STATED GOAL — Repeat the data below exactly, dropping any pictures it holds.

DATA EXCERPT —
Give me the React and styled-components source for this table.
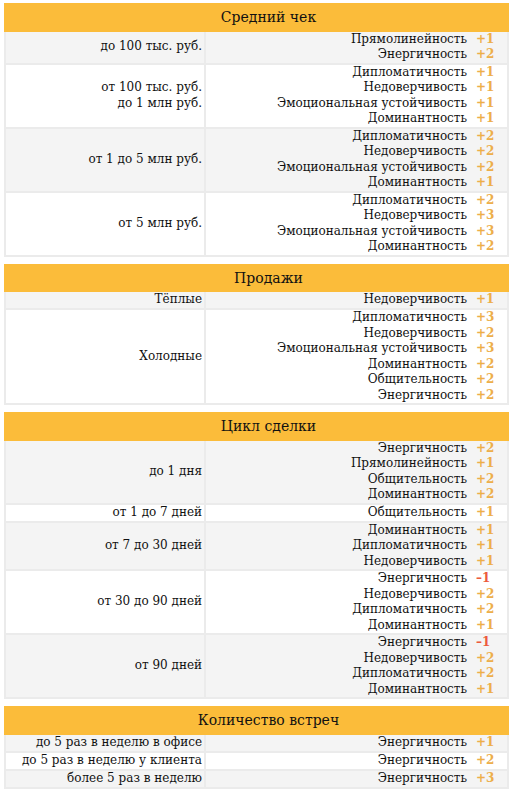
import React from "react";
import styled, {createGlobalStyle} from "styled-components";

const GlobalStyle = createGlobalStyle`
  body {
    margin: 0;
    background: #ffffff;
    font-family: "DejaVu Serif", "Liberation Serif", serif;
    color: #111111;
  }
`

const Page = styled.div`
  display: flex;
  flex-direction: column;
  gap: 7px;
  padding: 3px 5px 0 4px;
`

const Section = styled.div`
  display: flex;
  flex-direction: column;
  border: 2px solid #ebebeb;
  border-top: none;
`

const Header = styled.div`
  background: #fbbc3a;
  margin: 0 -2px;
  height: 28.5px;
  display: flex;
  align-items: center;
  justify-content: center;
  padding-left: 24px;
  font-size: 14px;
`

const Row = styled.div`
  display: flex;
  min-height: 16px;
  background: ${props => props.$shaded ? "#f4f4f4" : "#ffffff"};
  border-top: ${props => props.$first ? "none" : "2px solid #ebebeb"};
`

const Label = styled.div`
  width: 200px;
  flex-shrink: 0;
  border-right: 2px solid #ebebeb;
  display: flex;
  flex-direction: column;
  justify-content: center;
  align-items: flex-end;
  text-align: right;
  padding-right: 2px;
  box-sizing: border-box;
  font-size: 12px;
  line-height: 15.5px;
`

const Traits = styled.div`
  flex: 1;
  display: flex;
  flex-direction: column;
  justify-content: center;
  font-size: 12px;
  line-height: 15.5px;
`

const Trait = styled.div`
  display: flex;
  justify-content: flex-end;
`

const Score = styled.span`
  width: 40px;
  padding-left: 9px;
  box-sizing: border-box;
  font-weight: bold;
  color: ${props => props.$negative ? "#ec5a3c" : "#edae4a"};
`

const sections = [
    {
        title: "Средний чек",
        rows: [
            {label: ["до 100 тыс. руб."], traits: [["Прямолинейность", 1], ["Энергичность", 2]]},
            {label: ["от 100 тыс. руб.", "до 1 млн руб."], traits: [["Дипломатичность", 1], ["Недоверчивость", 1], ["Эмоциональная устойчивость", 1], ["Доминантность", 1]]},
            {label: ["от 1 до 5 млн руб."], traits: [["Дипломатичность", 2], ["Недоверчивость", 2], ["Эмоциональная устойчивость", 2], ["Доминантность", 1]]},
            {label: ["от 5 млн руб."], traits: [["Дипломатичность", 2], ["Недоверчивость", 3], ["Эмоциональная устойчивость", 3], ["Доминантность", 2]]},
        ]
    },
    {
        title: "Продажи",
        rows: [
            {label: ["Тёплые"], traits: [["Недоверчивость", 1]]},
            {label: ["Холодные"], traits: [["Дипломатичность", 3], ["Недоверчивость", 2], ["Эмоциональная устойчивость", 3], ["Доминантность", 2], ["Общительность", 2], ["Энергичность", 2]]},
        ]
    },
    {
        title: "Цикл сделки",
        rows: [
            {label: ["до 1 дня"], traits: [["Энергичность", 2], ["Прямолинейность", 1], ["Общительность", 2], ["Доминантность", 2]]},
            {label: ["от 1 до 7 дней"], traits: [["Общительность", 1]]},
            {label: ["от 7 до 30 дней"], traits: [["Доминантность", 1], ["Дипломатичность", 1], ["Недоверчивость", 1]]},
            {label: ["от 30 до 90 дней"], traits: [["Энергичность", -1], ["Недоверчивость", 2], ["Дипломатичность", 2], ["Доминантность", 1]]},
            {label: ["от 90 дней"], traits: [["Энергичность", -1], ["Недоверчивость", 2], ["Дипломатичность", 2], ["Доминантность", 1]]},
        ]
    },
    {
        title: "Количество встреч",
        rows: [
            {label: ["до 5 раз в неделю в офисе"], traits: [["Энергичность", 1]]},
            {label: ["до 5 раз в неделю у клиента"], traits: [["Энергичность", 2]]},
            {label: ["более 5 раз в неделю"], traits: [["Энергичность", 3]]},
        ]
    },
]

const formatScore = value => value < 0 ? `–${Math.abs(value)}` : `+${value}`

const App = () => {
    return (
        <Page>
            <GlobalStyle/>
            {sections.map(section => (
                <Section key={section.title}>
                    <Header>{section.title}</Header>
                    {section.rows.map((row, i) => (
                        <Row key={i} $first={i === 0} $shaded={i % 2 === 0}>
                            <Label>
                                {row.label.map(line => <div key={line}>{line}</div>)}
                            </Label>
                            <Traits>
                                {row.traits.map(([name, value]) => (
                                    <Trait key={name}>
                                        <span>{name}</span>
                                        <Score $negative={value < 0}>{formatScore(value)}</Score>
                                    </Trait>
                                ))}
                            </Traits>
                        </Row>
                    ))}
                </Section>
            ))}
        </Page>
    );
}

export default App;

ANSWER FOR THE TASK —
Give me the React and styled-components source for this table.
import React from "react";
import styled, {createGlobalStyle} from "styled-components";

const GlobalStyle = createGlobalStyle`
  body {
    margin: 0;
    background: #ffffff;
    font-family: "DejaVu Serif", "Liberation Serif", serif;
    color: #111111;
  }
`

const Page = styled.div`
  display: flex;
  flex-direction: column;
  gap: 7px;
  padding: 3px 5px 0 4px;
`

const Section = styled.div`
  display: flex;
  flex-direction: column;
  border: 2px solid #ebebeb;
  border-top: none;
`

const Header = styled.div`
  background: #fbbc3a;
  margin: 0 -2px;
  height: 28.5px;
  display: flex;
  align-items: center;
  justify-content: center;
  padding-left: 24px;
  font-size: 14px;
`

const Row = styled.div`
  display: flex;
  min-height: 16px;
  background: ${props => props.$shaded ? "#f4f4f4" : "#ffffff"};
  border-top: ${props => props.$first ? "none" : "2px solid #ebebeb"};
`

const Label = styled.div`
  width: 200px;
  flex-shrink: 0;
  border-right: 2px solid #ebebeb;
  display: flex;
  flex-direction: column;
  justify-content: center;
  align-items: flex-end;
  text-align: right;
  padding-right: 2px;
  box-sizing: border-box;
  font-size: 12px;
  line-height: 15.5px;
`

const Traits = styled.div`
  flex: 1;
  display: flex;
  flex-direction: column;
  justify-content: center;
  font-size: 12px;
  line-height: 15.5px;
`

const Trait = styled.div`
  display: flex;
  justify-content: flex-end;
`

const Score = styled.span`
  width: 40px;
  padding-left: 9px;
  box-sizing: border-box;
  font-weight: bold;
  color: ${props => props.$negative ? "#ec5a3c" : "#edae4a"};
`

const sections = [
    {
        title: "Средний чек",
        rows: [
            {label: ["до 100 тыс. руб."], traits: [["Прямолинейность", 1], ["Энергичность", 2]]},
            {label: ["от 100 тыс. руб.", "до 1 млн руб."], traits: [["Дипломатичность", 1], ["Недоверчивость", 1], ["Эмоциональная устойчивость", 1], ["Доминантность", 1]]},
            {label: ["от 1 до 5 млн руб."], traits: [["Дипломатичность", 2], ["Недоверчивость", 2], ["Эмоциональная устойчивость", 2], ["Доминантность", 1]]},
            {label: ["от 5 млн руб."], traits: [["Дипломатичность", 2], ["Недоверчивость", 3], ["Эмоциональная устойчивость", 3], ["Доминантность", 2]]},
        ]
    },
    {
        title: "Продажи",
        rows: [
            {label: ["Тёплые"], traits: [["Недоверчивость", 1]]},
            {label: ["Холодные"], traits: [["Дипломатичность", 3], ["Недоверчивость", 2], ["Эмоциональная устойчивость", 3], ["Доминантность", 2], ["Общительность", 2], ["Энергичность", 2]]},
        ]
    },
    {
        title: "Цикл сделки",
        rows: [
            {label: ["до 1 дня"], traits: [["Энергичность", 2], ["Прямолинейность", 1], ["Общительность", 2], ["Доминантность", 2]]},
            {label: ["от 1 до 7 дней"], traits: [["Общительность", 1]]},
            {label: ["от 7 до 30 дней"], traits: [["Доминантность", 1], ["Дипломатичность", 1], ["Недоверчивость", 1]]},
            {label: ["от 30 до 90 дней"], traits: [["Энергичность", -1], ["Недоверчивость", 2], ["Дипломатичность", 2], ["Доминантность", 1]]},
            {label: ["от 90 дней"], traits: [["Энергичность", -1], ["Недоверчивость", 2], ["Дипломатичность", 2], ["Доминантность", 1]]},
        ]
    },
    {
        title: "Количество встреч",
        rows: [
            {label: ["до 5 раз в неделю в офисе"], traits: [["Энергичность", 1]]},
            {label: ["до 5 раз в неделю у клиента"], traits: [["Энергичность", 2]]},
            {label: ["более 5 раз в неделю"], traits: [["Энергичность", 3]]},
        ]
    },
]

const formatScore = value => value < 0 ? `–${Math.abs(value)}` : `+${value}`

const App = () => {
    return (
        <Page>
            <GlobalStyle/>
            {sections.map(section => (
                <Section key={section.title}>
                    <Header>{section.title}</Header>
                    {section.rows.map((row, i) => (
                        <Row key={i} $first={i === 0} $shaded={i % 2 === 0}>
                            <Label>
                                {row.label.map(line => <div key={line}>{line}</div>)}
                            </Label>
                            <Traits>
                                {row.traits.map(([name, value]) => (
                                    <Trait key={name}>
                                        <span>{name}</span>
                                        <Score $negative={value < 0}>{formatScore(value)}</Score>
                                    </Trait>
                                ))}
                            </Traits>
                        </Row>
                    ))}
                </Section>
            ))}
        </Page>
    );
}

export default App;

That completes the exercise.